At a press conference Thursday, U.S. Sen. Bob Menendez said his opponent Bob Hugin’s delayed support of now-Supreme Court Justice Brett Kavanaugh was there all along despite the candidate’s claims that he was waiting for more information, first from the testimony of Kavanaugh and Christine Blasey Ford, one of the women that accused the judge of sexual assault, then from an FBI investigation into those allegations.
“He was for Brett Kavanaugh all along. Another fraud. When he told you in the press he was waiting to see the FBI report, he knew he would never get to see the FBI report,” Menendez said. “Only members of the Senate got to see the FBI report, and we can’t talk about what was in it. Might characterize it as I did, but you can’t talk about what’s in it.”
Hugin said he supported Kavanaugh on Thursday, after Senators’ reactions to the FBI’s investigation largely fell along party lines, with Republicans claiming the report exonerated him and Democrats claiming the investigation was a sham or raised red flags about the nominee.
On Saturday, the Senate confirmed Kavanaugh’s nomination, 50-48. Only one democrat, Sen. Joe Manchin of West Virginia, voted in the now-justice’s favor. He was sworn in later that day.
Hugin justified the delay by saying it was prudent to withhold a decision until he had all available information, though he continued to say he was waiting for the results of the FBI investigation after Senate Majority Leader Mitch McConnell said they would not be released to the public.
Supporting Kavanaugh, even at the last minute, is likely to win Hugin some points with the state’s Republican base, which he will need if he is to beat Menendez in November, but it’s unlikely such a move will earn him any points with the state’s moderate Democrats or its few true swing voters.
A poll released last week by Farleigh Dickinson University found that the state’s voters opposed Kavanaugh’s nomination by a 15-point margin, 53%-38%, that largely fell along party lines.
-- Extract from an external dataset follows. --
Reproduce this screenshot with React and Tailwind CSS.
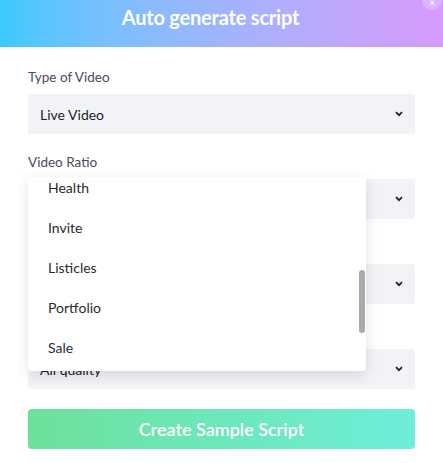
import React from 'react'

const fields = [
  { label: 'Type of Video', value: 'Live Video' },
  { label: 'Video Ratio', value: '16:9' },
  { label: 'Video Category', value: 'Health' },
  { label: 'Video Quality', value: 'All quality' },
]

const options = ['Health', 'Invite', 'Listicles', 'Portfolio', 'Sale']

const Chevron = () => (
  <svg width="8" height="6" viewBox="0 0 8 6" className="shrink-0">
    <path d="M1 1.2 L4 4.2 L7 1.2" fill="none" stroke="#222" strokeWidth="1.8" />
  </svg>
)

const App = () => {
  return (
    <div className="w-[443px] h-[463px] bg-white overflow-hidden relative font-['Lato',sans-serif]">
      <div className="h-[47px] bg-gradient-to-r from-[#3bc9fe] to-[#d69afc] flex items-center justify-center pr-[22px]">
        <h1 className="text-white font-bold text-[20px] leading-none -mt-[14px] tracking-[-0.2px]">
          Auto generate script
        </h1>
      </div>

      {/* close button */}
      <div className="absolute -top-[10px] right-[1px] w-[20px] h-[20px] rounded-full bg-white/25 flex items-end justify-center pb-[3px]">
        <span className="text-white text-[9px] leading-none font-bold">×</span>
      </div>

      <div className="px-[28px] pt-[20px]">
        {fields.map((f, i) => (
          <div key={f.label} className={i > 0 ? 'mt-[18px]' : ''}>
            <div className="text-[13.5px] leading-[20px] text-[#4a4b60]">{f.label}</div>
            <div className="mt-[7px] h-[40px] bg-[#f2f3f7] rounded-[3px] flex items-center justify-between pl-[12px] pr-[12px]">
              <span className="text-[14px] text-[#1e1e24]">{f.value}</span>
              <Chevron />
            </div>
          </div>
        ))}

        <button className="mt-[20px] w-full h-[40px] rounded-[4px] bg-gradient-to-r from-[#6ce19a] to-[#6eeeda] text-white text-[18px] font-semibold">
          Create Sample Script
        </button>
      </div>

      {/* open dropdown */}
      <div className="absolute left-[28px] top-[177px] w-[338px] h-[194px] bg-white rounded-[3px] shadow-[0_4px_14px_rgba(0,0,0,0.12)] overflow-hidden">
        <div className="-mt-[10px]">
          {options.map((o) => (
            <div key={o} className="h-[40px] flex items-center pl-[20px] text-[14px] text-[#2a2a30]">
              {o}
            </div>
          ))}
        </div>
        <div className="absolute right-[1px] top-[93px] w-[6px] h-[63px] rounded-full bg-[#a9a9a9]" />
      </div>
    </div>
  )
}

export default App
New Jersey women in particular opposed the then-nominee, with only 22% supporting his nomination and 55% opposing the same.
That number ought to be particularly worrying to Hugin, as the state’s women – suburban women especially – are often the ones to make or break a campaign.
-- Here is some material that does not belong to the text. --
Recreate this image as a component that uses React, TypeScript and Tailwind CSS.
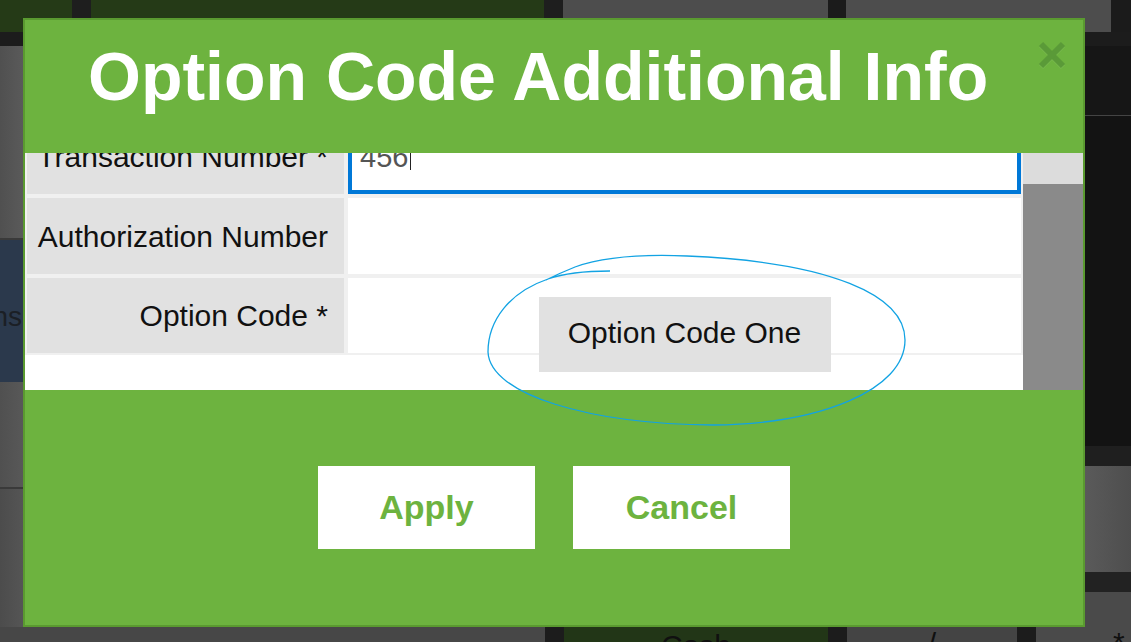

Still, there are weeks left before election day, and it’s possible that something will eclipse the now-concluded fight over the Supreme Court seat left vacant by retired Justice Anthony Kennedy, but Menendez will undoubtedly try to keep that memory fresh in voters’ minds.
“He’s a fraud, and he doesn’t want New Jerseyans to know where he stands. I watch his answers to some of your questions, and I hope you’re as aggressive with him as you are with me because I can tell you, he doesn’t define himself on anything,” Menendez said. “If you can get away with that, that’s great, but he needs to be defined on where he stands on all of these issues.”